Record excerpts ::
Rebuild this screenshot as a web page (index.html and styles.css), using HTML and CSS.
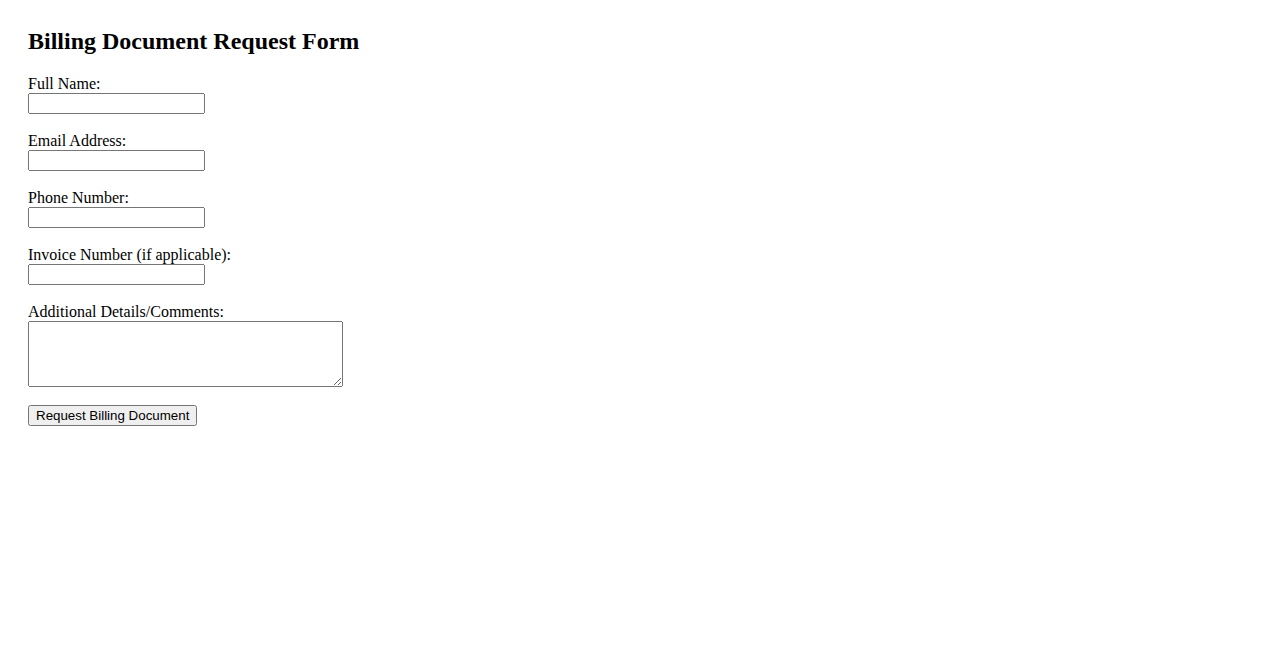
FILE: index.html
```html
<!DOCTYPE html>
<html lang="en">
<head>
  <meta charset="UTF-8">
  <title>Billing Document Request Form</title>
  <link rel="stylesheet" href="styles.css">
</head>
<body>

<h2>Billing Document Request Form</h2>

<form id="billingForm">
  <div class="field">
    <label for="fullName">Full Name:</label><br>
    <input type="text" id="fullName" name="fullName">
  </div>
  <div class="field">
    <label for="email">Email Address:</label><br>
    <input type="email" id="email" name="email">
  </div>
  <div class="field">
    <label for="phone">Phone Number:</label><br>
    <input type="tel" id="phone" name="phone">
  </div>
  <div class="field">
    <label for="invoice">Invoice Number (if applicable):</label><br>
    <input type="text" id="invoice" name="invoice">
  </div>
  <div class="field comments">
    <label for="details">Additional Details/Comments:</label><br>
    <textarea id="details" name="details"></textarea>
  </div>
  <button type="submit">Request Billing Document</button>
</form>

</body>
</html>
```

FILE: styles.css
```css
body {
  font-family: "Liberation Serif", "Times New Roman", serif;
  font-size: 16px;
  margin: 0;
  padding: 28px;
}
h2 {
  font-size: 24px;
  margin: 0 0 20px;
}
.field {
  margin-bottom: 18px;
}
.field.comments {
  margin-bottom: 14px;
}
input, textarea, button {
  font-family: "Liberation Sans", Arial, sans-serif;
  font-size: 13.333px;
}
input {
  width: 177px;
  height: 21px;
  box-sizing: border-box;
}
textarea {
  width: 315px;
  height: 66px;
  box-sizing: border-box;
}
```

...

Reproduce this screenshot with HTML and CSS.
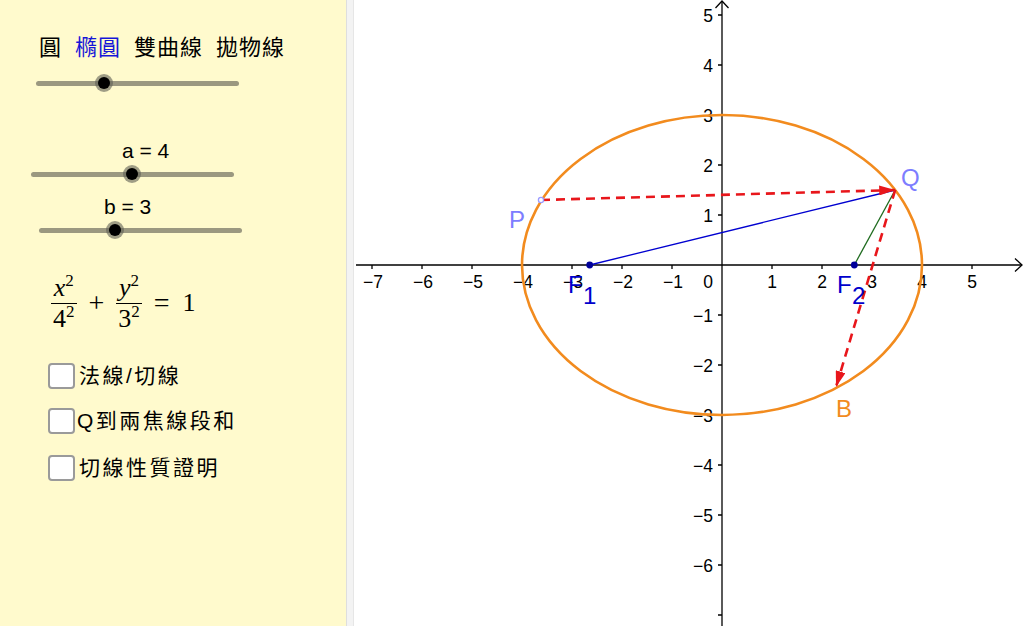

---

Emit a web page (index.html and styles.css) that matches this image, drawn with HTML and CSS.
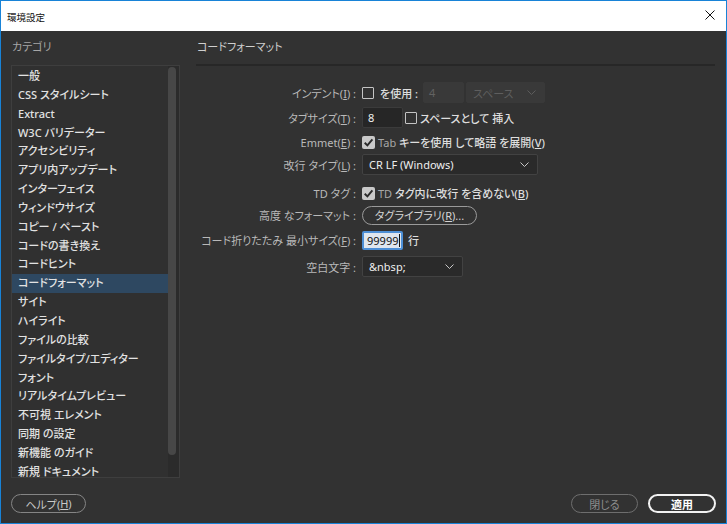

Exercise brief :: Find how many lines hold the string "styles", and state that number alone.

Response :: 4